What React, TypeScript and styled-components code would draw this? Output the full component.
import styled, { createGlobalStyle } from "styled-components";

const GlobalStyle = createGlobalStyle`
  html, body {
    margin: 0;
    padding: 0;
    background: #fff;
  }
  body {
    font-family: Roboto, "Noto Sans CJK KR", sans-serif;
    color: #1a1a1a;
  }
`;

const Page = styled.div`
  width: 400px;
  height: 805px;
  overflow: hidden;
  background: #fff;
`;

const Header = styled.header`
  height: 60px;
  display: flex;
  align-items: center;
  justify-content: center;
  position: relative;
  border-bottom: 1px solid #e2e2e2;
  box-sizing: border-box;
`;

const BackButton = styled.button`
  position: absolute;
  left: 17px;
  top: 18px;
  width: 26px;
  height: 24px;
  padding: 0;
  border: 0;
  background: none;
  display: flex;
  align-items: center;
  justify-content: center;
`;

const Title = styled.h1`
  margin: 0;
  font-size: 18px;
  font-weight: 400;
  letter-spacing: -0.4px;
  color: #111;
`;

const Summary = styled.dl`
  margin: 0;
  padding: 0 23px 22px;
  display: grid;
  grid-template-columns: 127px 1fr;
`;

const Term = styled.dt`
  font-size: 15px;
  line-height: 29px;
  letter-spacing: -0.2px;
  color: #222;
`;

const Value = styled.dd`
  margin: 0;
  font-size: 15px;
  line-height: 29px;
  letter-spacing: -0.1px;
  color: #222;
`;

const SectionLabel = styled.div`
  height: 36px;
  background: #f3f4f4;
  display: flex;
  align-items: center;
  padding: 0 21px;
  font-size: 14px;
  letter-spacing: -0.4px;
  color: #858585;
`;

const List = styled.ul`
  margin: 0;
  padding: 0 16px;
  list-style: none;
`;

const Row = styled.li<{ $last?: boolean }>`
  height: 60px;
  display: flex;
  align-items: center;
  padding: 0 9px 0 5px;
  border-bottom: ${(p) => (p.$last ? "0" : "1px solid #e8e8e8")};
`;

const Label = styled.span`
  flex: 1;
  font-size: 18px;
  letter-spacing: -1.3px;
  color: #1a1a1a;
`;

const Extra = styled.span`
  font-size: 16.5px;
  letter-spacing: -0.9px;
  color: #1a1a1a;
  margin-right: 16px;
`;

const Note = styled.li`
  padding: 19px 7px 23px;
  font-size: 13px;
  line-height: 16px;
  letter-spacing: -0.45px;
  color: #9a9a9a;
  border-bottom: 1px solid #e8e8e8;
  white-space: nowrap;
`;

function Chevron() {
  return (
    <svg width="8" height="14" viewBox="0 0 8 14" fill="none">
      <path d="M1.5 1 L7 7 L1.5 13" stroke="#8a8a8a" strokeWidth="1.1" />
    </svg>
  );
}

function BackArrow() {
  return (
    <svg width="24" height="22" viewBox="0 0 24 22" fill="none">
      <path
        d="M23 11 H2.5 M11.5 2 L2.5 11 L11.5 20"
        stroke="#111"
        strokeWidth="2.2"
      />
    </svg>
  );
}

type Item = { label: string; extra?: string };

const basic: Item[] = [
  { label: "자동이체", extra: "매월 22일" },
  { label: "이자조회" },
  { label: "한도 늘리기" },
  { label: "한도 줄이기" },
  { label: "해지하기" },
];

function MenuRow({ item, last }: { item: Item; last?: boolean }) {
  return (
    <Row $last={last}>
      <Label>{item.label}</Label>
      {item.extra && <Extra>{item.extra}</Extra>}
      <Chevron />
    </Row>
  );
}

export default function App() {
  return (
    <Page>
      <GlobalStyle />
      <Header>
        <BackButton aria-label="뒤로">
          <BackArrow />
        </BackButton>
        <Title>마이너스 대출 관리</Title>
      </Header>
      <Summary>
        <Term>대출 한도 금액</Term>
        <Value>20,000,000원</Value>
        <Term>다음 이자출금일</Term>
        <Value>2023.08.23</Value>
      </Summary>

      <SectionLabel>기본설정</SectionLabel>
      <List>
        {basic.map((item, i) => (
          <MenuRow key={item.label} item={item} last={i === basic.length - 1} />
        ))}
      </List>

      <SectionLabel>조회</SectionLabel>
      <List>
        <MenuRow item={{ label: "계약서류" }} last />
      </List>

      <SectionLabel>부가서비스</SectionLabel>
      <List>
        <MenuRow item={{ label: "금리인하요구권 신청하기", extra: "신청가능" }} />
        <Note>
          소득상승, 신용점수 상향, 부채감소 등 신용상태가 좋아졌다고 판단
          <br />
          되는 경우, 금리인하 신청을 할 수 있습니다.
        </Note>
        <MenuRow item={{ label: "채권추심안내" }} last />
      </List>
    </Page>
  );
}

+ + + + + + +

PROBLEM REQUIREMENTS: Copy out each line of the material that holds the word "components".

TASK OUTPUT:
What React, TypeScript and styled-components code would draw this? Output the full component.
import styled, { createGlobalStyle } from "styled-components";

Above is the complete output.